1. Macro-level SMART goals
As you join an industry, you want to see yourself progress and gradually reach the pinnacle of your career. This means setting long-term career objectives and making all the plans to achieve them.
Consider an example of a fresh-entry architect who has eyes set on a multi-national company:
- Specific: I want to join company XYZ as a Senior Architect.
- Measurable: I need to build up a portfolio of works across multiple industries in at least three jobs.
- Achievable: I have to work for at least two years in each of the three (or more) jobs to acquire more than five years of experience.
- Relevant: The jobs I intend to work in before joining XYZ must be recognised in the industry.
- Time-based: I wish to apply to XYZ as a candidate with all the requirements within the next six or eight years.

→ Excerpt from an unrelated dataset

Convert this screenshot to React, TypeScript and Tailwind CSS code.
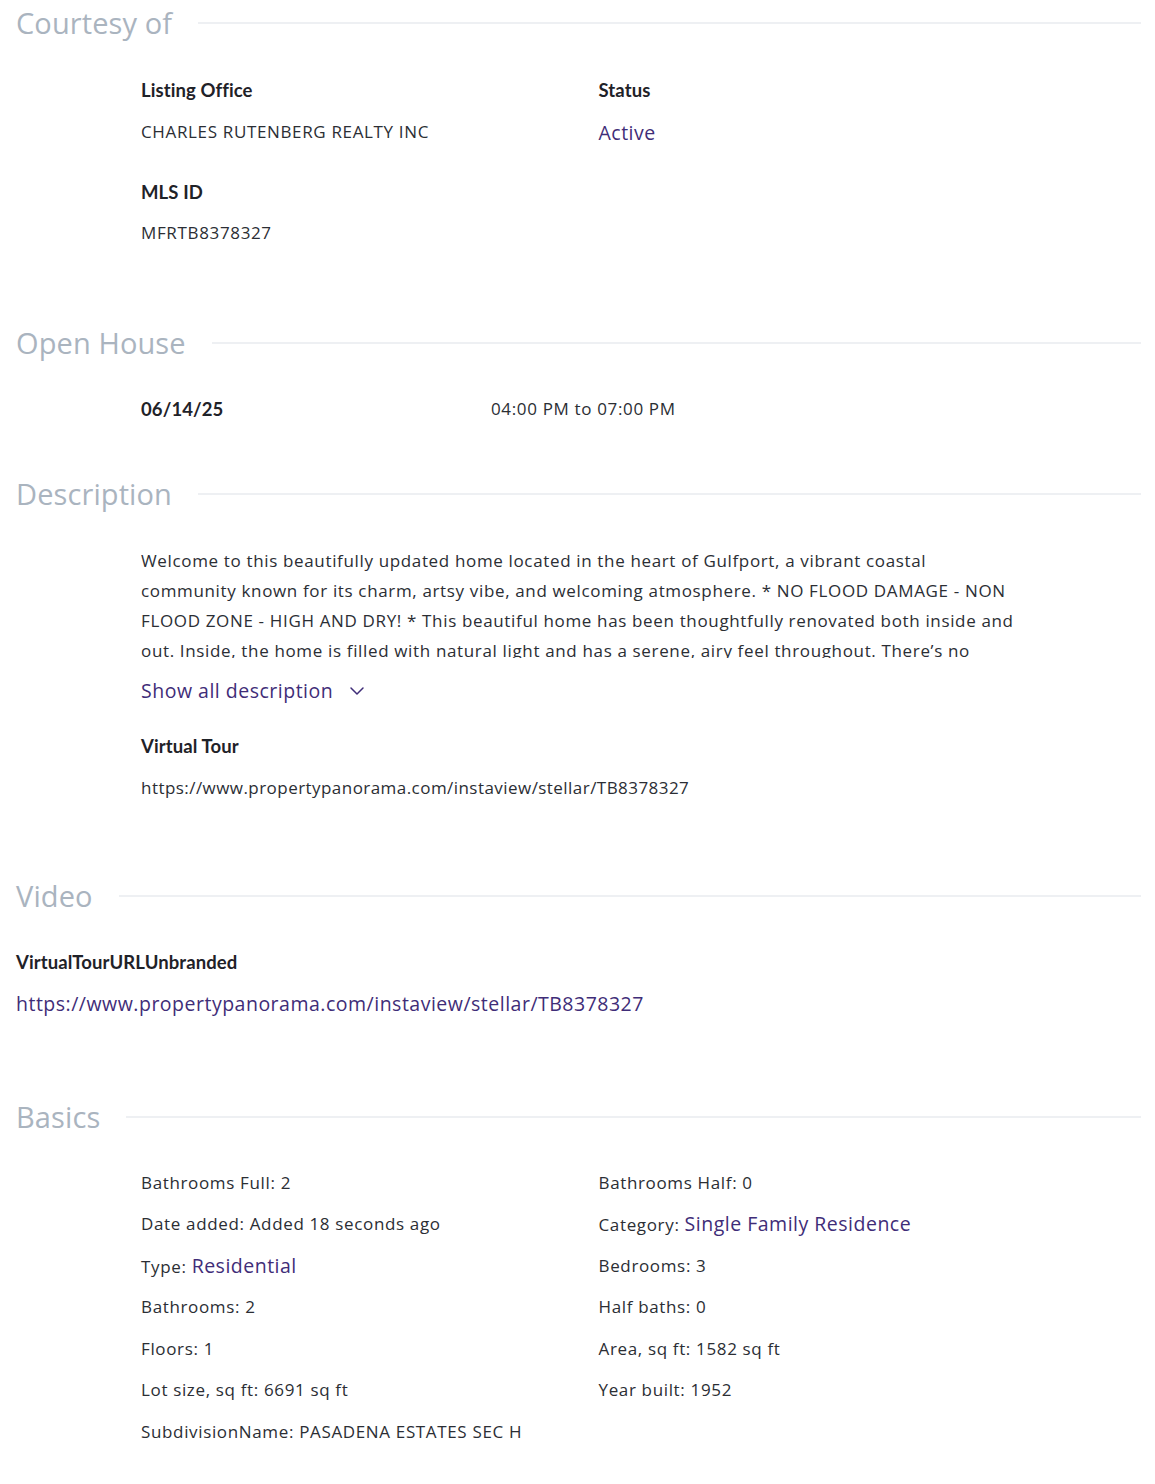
import { ChevronDown } from "lucide-react";

const body = "font-['Open_Sans',sans-serif] tracking-[0.65px]";
const label = "font-['Lato',sans-serif] font-bold text-[18.5px] tracking-[0.1px] text-[#1f2228]";
const link = "text-[#3f2d78] text-[19.5px] tracking-[0.5px]";

function SectionTitle({ title }: { title: string }) {
    return (
        <div className="flex items-center gap-[26px]">
            <h2 className="text-[29px] leading-[34px] tracking-[0.1px] text-[#aab4bf] whitespace-nowrap">{title}</h2>
            <div className="flex-1 h-[2px] bg-[#eef0f3]" />
        </div>
    );
}

const basicsLeft: [string, string, boolean?][] = [
    ["Bathrooms Full", "2"],
    ["Date added", "Added 18 seconds ago"],
    ["Type", "Residential", true],
    ["Bathrooms", "2"],
    ["Floors", "1"],
    ["Lot size, sq ft", "6691 sq ft"],
    ["SubdivisionName", "PASADENA ESTATES SEC H"],
];

const basicsRight: [string, string, boolean?][] = [
    ["Bathrooms Half", "0"],
    ["Category", "Single Family Residence", true],
    ["Bedrooms", "3"],
    ["Half baths", "0"],
    ["Area, sq ft", "1582 sq ft"],
    ["Year built", "1952"],
];

const descLines = [
    "Welcome to this beautifully updated home located in the heart of Gulfport, a vibrant coastal",
    "community known for its charm, artsy vibe, and welcoming atmosphere. * NO FLOOD DAMAGE - NON",
    "FLOOD ZONE - HIGH AND DRY! * This beautiful home has been thoughtfully renovated both inside and",
    "out. Inside, the home is filled with natural light and has a serene, airy feel throughout. There’s no",
];

function Fact({ k, v, isLink }: { k: string; v: string; isLink?: boolean }) {
    return (
        <div className="h-[41.5px] flex items-center">
            <span className="text-[17px] text-[#2b2e34]">
                {k}: {isLink ? <span className={link}>{v}</span> : v}
            </span>
        </div>
    );
}

export default function App() {
    return (
        <div className={`${body} bg-white w-[1155px] min-h-[1484px] pl-[16px] pr-[14px] pt-[6px] text-[#2b2e34]`}>
            {/* Courtesy of */}
            <SectionTitle title="Courtesy of" />
            <div className="pl-[125px] pt-[37px] grid grid-cols-2 w-[1040px]">
                <div>
                    <div className={label}>Listing Office</div>
                    <div className="text-[17px] mt-[14px]">CHARLES RUTENBERG REALTY INC</div>
                    <div className={`${label} mt-[35px]`}>MLS ID</div>
                    <div className="text-[17px] mt-[13px]">MFRTB8378327</div>
                </div>
                <div>
                    <div className={label}>Status</div>
                    <div className={`${link} mt-[13px]`}>Active</div>
                </div>
            </div>

            {/* Open House */}
            <div className="mt-[80px]">
                <SectionTitle title="Open House" />
            </div>
            <div className="pl-[125px] pt-[36px] flex">
                <div className={`${label} w-[350px]`}>06/14/25</div>
                <div className="text-[17px]">04:00 PM to 07:00 PM</div>
            </div>

            {/* Description */}
            <div className="mt-[54px]">
                <SectionTitle title="Description" />
            </div>
            <div className="pl-[125px] pt-[35px]">
                <div className="text-[17px] leading-[30px] h-[112px] overflow-hidden">
                    {descLines.map((l) => (
                        <div key={l} className="whitespace-nowrap">{l}</div>
                    ))}
                </div>
                <button className={`flex items-center gap-[12px] mt-[18px] ${link}`}>
                    Show all description
                    <ChevronDown size={24} strokeWidth={1.5} />
                </button>
                <div className={`${label} mt-[27px]`}>Virtual Tour</div>
                <div className="text-[17px] mt-[15px] tracking-[0.45px]">https://www.propertypanorama.com/instaview/stellar/TB8378327</div>
            </div>

            {/* Video */}
            <div className="mt-[78px]">
                <SectionTitle title="Video" />
            </div>
            <div className="pt-[36px]">
                <div className={label}>VirtualTourURLUnbranded</div>
                <div className={`${link} mt-[12px]`}>https://www.propertypanorama.com/instaview/stellar/TB8378327</div>
            </div>

            {/* Basics */}
            <div className="mt-[82px]">
                <SectionTitle title="Basics" />
            </div>
            <div className="pl-[125px] pt-[28px] grid grid-cols-2 w-[1040px]">
                <div>
                    {basicsLeft.map(([k, v, l]) => (
                        <Fact key={k} k={k} v={v} isLink={l} />
                    ))}
                </div>
                <div>
                    {basicsRight.map(([k, v, l]) => (
                        <Fact key={k} k={k} v={v} isLink={l} />
                    ))}
                </div>
            </div>
        </div>
    );
}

Of course, setting long-term career plans like this would entail smaller SMART goals to achieve them. At the same time, being aware of industry changes and economic shifts is essential so that you can adjust your goals accordingly.
2. Meso-level SMART goals
Now that you have a long-term career plan in mind, it is time to look at the smaller short-term goals you need to achieve. Think of them as meso-level SMART goals, best achieved at the workplace.
Taking off from the earlier example, here’s an idea of what a SMART goal can look like when working in an architecture firm:
- Specific: I want to increase my experience in design and project management.
- Measurable: I want to project lead at least three accounts in industries A and B.
- Achievable: By the end of each quarter, I would like to secure the above accounts.
- Relevant: My work (drawings, blueprints, etc.) must be worthy of a design and project management portfolio.
- Time-based: I want to work in this firm and achieve this goal in two years.
3. Micro-level SMART goals
When it comes to micro-level goals, treat them as personal ones that you set for your own development outside of any job you may be hired in. Consider these as self-learning arenas.
Here’s an example:
- Specific: I want to earn higher qualifications in the architecture field.
- Measurable: I want to acquire a certification in XXX.
- Achievable: I have to set aside two hours after work each weekday to attend classes.
- Relevant: This certificate will give me credibility in working on larger projects.
- Time-based: I want to attain my certification within six months.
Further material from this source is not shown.